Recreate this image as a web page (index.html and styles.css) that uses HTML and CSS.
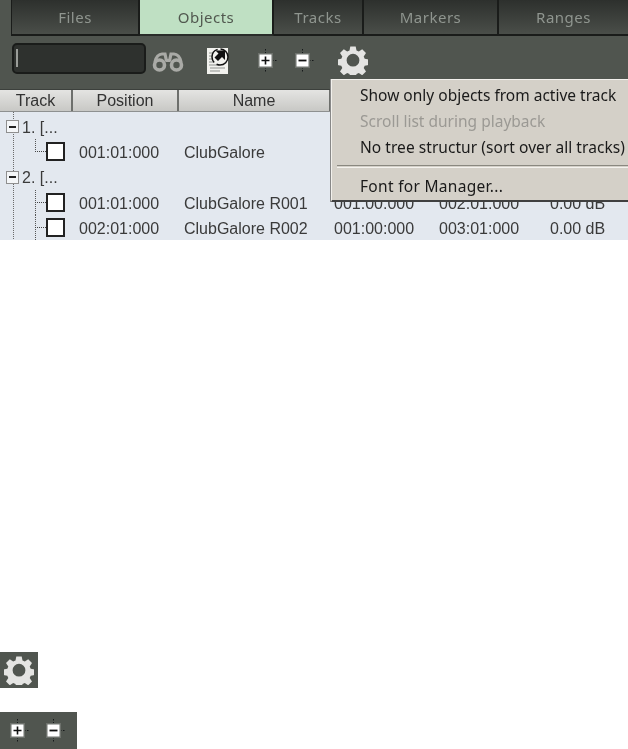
FILE: index.html
```html
<!DOCTYPE html>
<html lang="en">
<head>
<meta charset="utf-8">
<title>Object Manager</title>
<link rel="stylesheet" href="styles.css">
</head>
<body>
<svg class="defs" width="0" height="0" aria-hidden="true">
  <defs>
    <filter id="soft" x="-20%" y="-20%" width="140%" height="140%"><feGaussianBlur stdDeviation="0.45"/></filter>
    <symbol id="gear" viewBox="0 0 30 30">
      <path filter="url(#soft)" fill="#e4e4e2" fill-rule="evenodd" d="M12.300 1.500h5.400l.8 4 2.300 1 3.400-2.300 3.800 3.800-2.300 3.400 1 2.300 4 .8v5.400l-4 .8-1 2.300 2.300 3.400-3.800 3.800-3.400-2.300-2.300 1-.8 3.500h-5.400l-.8-3.500-2.300-1-3.400 2.300-3.800-3.800 2.300-3.400-1-2.300-4-.8v-5.400l4-.8 1-2.300-2.300-3.400 3.800-3.800 3.400 2.300 2.300-1zM15 8.800a6.400 6.400 0 1 0 0 12.800A6.400 6.400 0 0 0 15 8.800z"/>
    </symbol>
    <symbol id="plus" viewBox="0 0 20 24">
      <path fill="none" stroke="#15181a" stroke-width="1" stroke-dasharray="1.500 1.500" d="M8.500 0v5M8.500 18v6M15 11.500h5"/>
      <rect x="1" y="4" width="15" height="15" fill="#6d716c"/>
      <rect filter="url(#soft)" x="2.500" y="5.500" width="12" height="12" fill="#fff"/>
      <path fill="none" stroke="#111" stroke-width="1.600" d="M4.500 11.500h8M8.500 7.500v8"/>
    </symbol>
    <symbol id="minus" viewBox="0 0 20 24">
      <path fill="none" stroke="#15181a" stroke-width="1" stroke-dasharray="1.500 1.500" d="M8.500 0v5M8.500 18v6M15 11.500h5"/>
      <rect x="1" y="4" width="15" height="15" fill="#6d716c"/>
      <rect filter="url(#soft)" x="2.500" y="5.500" width="12" height="12" fill="#fff"/>
      <path fill="none" stroke="#111" stroke-width="1.800" d="M4.500 11.500h8"/>
    </symbol>
  </defs>
</svg>

<section class="panel">
  <nav class="tabs">
    <div class="tab tab-files">Files</div>
    <div class="tab tab-active">Objects</div>
    <div class="tab tab-tracks">Tracks</div>
    <div class="tab tab-markers">Markers</div>
    <div class="tab tab-ranges">Ranges</div>
  </nav>
  <div class="toolbar">
    <div class="search"><span class="caret"></span></div>
    <svg class="ico-bino" viewBox="0 0 32 20" aria-label="Find">
      <g filter="url(#soft)" fill="none" stroke="#a9aaa6">
        <circle cx="7.500" cy="13" r="5" stroke-width="3.600"/>
        <circle cx="24.500" cy="13" r="5" stroke-width="3.600"/>
        <path stroke-width="3.200" d="M3 10C4 5 7 2 10 2h3l1.500 7M29 10C28 5 25 2 22 2h-3l-1.500 7M13.500 8.500h5"/>
      </g>
    </svg>
    <svg class="ico-doc" viewBox="0 0 26 30" aria-label="Export">
      <path filter="url(#soft)" fill="#f2f2ee" d="M0 2h21v26H0z"/>
      <path stroke="#8f928f" stroke-width="1" d="M2 7h4M2 10h3M2 13h3M2 16h4M2 19h8M3 22h15M3 25h10"/>
      <circle cx="13" cy="11" r="8" fill="#f2f2ee"/>
      <circle cx="13" cy="11" r="8" fill="none" stroke="#111" stroke-width="1.500" stroke-dasharray="16 3"/>
      <path fill="#111" d="M8.500 4.500h9.500v9.500l-3-3-4 4-3.500-3.500 4-4z"/>
    </svg>
    <svg class="ico-plus"><use href="#plus"/></svg>
    <svg class="ico-minus"><use href="#minus"/></svg>
    <svg class="ico-gear"><use href="#gear"/></svg>
  </div>
</section>

<section class="list">
  <div class="head">
    <div class="hcell h-track">Track</div>
    <div class="hcell h-pos">Position</div>
    <div class="hcell h-name">Name</div>
    <div class="hcell h-rest"></div>
  </div>
  <div class="tree">
    <div class="row track"><span class="exp"></span><span class="tlabel">1. [...</span></div>
    <div class="row item last"><span class="branch"></span><span class="box"></span><span class="c-pos">001:01:000</span><span class="c-name">ClubGalore</span></div>
    <div class="row track"><span class="exp"></span><span class="tlabel">2. [...</span></div>
    <div class="row item"><span class="branch"></span><span class="box"></span><span class="c-pos">001:01:000</span><span class="c-name">ClubGalore R001</span><span class="c-a">001:00:000</span><span class="c-b">002:01:000</span><span class="c-c">0.00 dB</span></div>
    <div class="row item"><span class="branch"></span><span class="box"></span><span class="c-pos">002:01:000</span><span class="c-name">ClubGalore R002</span><span class="c-a">001:00:000</span><span class="c-b">003:01:000</span><span class="c-c">0.00 dB</span></div>
  </div>
</section>

<div class="menu">
  <div class="mi">Show only objects from active track</div>
  <div class="mi off">Scroll list during playback</div>
  <div class="mi wide">No tree structur (sort over all tracks)</div>
  <div class="sep"></div>
  <div class="mi wider">Font for Manager...</div>
</div>

<main class="samples">
  <div class="swatch sw-gear"><svg class="ico-gear"><use href="#gear"/></svg></div>
  <div class="swatch sw-pm">
    <svg class="ico-plus"><use href="#plus"/></svg>
    <svg class="ico-minus"><use href="#minus"/></svg>
  </div>
</main>
</body>
</html>
```

FILE: styles.css
```css
* { box-sizing: border-box; }
html, body { margin: 0; padding: 0; height: 749px; overflow: hidden; background: #fff; }
body { position: relative; font-family: "Liberation Sans", Arial, sans-serif; }
.defs { position: absolute; }
.panel, .list, .menu, .samples { filter: blur(.4px); }

.panel { background: #50554f; height: 90px; border-bottom: 1px solid #3c403c; }
.tabs { display: flex; height: 36px; padding-left: 11px; }
.tab {
  display: flex; align-items: center; justify-content: center; height: 36px;
  background: linear-gradient(#2d302d, #4a4e49);
  color: #8f958f; font: 15px "Noto Sans", sans-serif; letter-spacing: .5px;
  border-right: 2px solid #1a1c1a; border-bottom: 2px solid #1a1c1a;
}
.tab-files { width: 129px; border-left: 1px solid #1a1c1a; }
.tab-active { width: 134px; background: #bfe0c3; color: #51584f; border-bottom-color: #2a2d2a; }
.tab-tracks { width: 90px; }
.tab-markers { width: 135px; }
.tab-ranges { width: 129px; border-right: 0; }

.toolbar { display: flex; align-items: center; height: 53px; padding: 0 0 5px 12px; }
.search {
  width: 134px; height: 31px; margin-bottom: 4px; background: #2e312e; border: 2px solid #1a1c1a; border-radius: 5px;
  display: flex; align-items: center; padding-left: 2px;
}
.caret { width: 2px; height: 18px; background: #9a9d99; }
.ico-bino { width: 32px; height: 20px; margin: 4px 0 0 6px; }
.ico-doc { width: 26px; height: 30px; margin: 2px 0 0 23px; }
.ico-plus { width: 20px; height: 24px; margin: 2px 0 0 24px; }
.ico-minus { width: 20px; height: 24px; margin: 2px 0 0 17px; }
.ico-gear { width: 30px; height: 30px; }
.toolbar .ico-gear { margin-left: 24px; }

.head { display: flex; height: 22px; background: linear-gradient(#e4e4e2, #c8c8c5); border-bottom: 1px solid #8e9090; font-size: 16px; color: #333; }
.hcell { display: flex; align-items: center; justify-content: center; border-right: 2px solid #6d6f6c; }
.h-track { width: 73px; }
.h-pos { width: 106px; }
.h-name { width: 152px; }
.h-rest { flex: 1; border-right: 0; }

.tree {
  height: 128px; padding-top: 2px; color: #3a3a3a; font-size: 16px; overflow: hidden;
  background: repeating-linear-gradient(#6a6a6a 0 1px, transparent 1px 2px) 13px 0 / 1px 100% no-repeat #e3e8ef;
}
.row { display: flex; align-items: center; height: 25.300px; }
.track { padding-left: 6px; }
.exp { width: 13px; height: 13px; border: 1px solid #8f8f8f; background: linear-gradient(90deg, transparent 2px, #222 2px 9px, transparent 9px) center / 100% 2px no-repeat #f4f6f8; }
.tlabel { margin: 2px 0 0 3px; }
.item {
  padding-left: 35px;
  background: repeating-linear-gradient(#555 0 1px, transparent 1px 2px) 35px 0 / 1px 100% no-repeat;
}
.item.last { background-size: 1px 50%; }
.branch { width: 11px; height: 1px; border-top: 1px dotted #444; margin-bottom: 1px; }
.box { width: 19px; height: 19px; margin-bottom: 1px; background: #fff; border: 2px solid #222; }
.c-pos { margin: 2px 0 0 14px; width: 105px; }
.c-name { width: 150px; margin-top: 2px; }
.c-a { width: 105px; margin-top: 2px; }
.c-b { width: 111px; margin-top: 2px; }
.c-c { margin-top: 2px; }

.menu {
  position: absolute; left: 331px; top: 79px; width: 297px; height: 123px;
  background: #d4d0c8; border-top: 1px solid #f2f0ec; border-left: 1px solid #f2f0ec; border-bottom: 2px solid #404040;
  padding-top: 2px; font: 15.500px "Noto Sans", sans-serif; color: #1a1a1a; box-shadow: -1px 0 0 #888;
}
.mi { height: 26px; padding-left: 28px; display: flex; align-items: center; white-space: nowrap; }
.wide { letter-spacing: .05px; }
.wider { letter-spacing: .3px; }
.off { color: #9b9994; }
.sep { height: 3px; margin: 5px 0 5px 5px; border-top: 1px solid #8a8880; border-bottom: 1px solid #f4f2ee; }

.samples { position: absolute; left: 0; top: 652px; display: flex; flex-direction: column; gap: 24px; }
.swatch { background: #50554f; display: flex; align-items: center; }
.sw-gear { width: 38px; height: 36px; justify-content: center; }
.sw-pm { width: 77px; height: 37px; }
.sw-pm .ico-plus { margin: 0 0 0 9px; }
.sw-pm .ico-minus { margin: 0 0 0 16px; }
```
# # # #
> [Work to do]: Where a line holds "styles", copy it out.

> [Result of the task]:
Recreate this image as a web page (index.html and styles.css) that uses HTML and CSS.
<link rel="stylesheet" href="styles.css">
FILE: styles.css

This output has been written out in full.